* **Your task**: Only lines holding the word "this" should be copied from the material.

* **Information provided**:
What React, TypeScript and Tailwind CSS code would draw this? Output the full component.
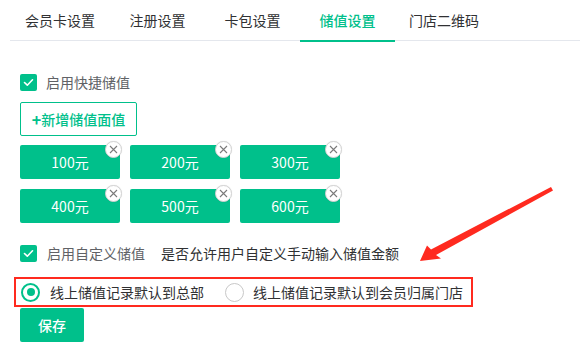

---

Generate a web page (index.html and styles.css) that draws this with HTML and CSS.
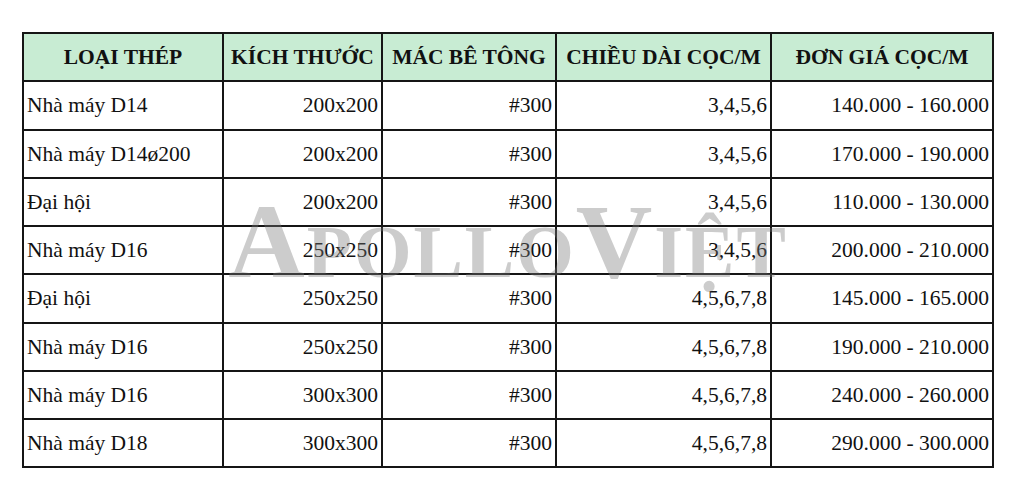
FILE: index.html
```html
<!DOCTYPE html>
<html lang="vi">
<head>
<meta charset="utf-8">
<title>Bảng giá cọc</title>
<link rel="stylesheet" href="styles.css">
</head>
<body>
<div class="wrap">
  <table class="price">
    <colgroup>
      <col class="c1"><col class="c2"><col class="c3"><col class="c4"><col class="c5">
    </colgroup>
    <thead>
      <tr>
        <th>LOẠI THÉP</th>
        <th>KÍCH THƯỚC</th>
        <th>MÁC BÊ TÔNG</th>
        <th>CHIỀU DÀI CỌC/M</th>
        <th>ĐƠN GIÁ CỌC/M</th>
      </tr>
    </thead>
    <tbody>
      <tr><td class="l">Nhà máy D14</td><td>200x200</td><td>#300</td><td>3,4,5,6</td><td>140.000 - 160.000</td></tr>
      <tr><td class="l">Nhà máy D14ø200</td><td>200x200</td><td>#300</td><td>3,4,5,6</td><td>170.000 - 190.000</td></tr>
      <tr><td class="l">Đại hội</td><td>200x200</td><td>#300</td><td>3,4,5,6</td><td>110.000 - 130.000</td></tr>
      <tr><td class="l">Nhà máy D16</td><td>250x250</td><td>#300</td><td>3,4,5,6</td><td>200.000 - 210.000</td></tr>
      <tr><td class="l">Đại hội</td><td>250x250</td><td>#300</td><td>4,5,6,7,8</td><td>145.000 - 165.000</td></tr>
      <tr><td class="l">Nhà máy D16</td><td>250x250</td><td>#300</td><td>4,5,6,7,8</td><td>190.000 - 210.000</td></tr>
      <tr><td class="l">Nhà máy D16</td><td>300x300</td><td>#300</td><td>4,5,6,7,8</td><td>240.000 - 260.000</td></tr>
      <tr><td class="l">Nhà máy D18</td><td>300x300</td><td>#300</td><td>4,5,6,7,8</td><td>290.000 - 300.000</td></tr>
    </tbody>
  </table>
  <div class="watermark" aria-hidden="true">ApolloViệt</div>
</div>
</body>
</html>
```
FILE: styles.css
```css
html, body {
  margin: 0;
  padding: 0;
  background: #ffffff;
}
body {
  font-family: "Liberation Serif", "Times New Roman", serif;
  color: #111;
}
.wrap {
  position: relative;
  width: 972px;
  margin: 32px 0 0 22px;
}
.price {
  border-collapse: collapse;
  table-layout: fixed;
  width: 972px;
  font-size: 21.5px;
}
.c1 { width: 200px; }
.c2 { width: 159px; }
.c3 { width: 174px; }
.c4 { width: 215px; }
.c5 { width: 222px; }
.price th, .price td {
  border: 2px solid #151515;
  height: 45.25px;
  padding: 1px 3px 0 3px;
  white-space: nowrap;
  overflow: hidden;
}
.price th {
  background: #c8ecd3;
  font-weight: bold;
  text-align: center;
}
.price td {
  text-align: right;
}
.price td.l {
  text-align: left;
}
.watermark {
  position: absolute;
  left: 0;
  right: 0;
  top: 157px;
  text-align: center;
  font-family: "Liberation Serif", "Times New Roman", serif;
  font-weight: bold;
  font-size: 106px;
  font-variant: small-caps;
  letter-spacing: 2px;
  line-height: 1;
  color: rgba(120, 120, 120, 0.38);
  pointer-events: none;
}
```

* **Exercise solution**:
What React, TypeScript and Tailwind CSS code would draw this? Output the full component.
Generate a web page (index.html and styles.css) that draws this with HTML and CSS.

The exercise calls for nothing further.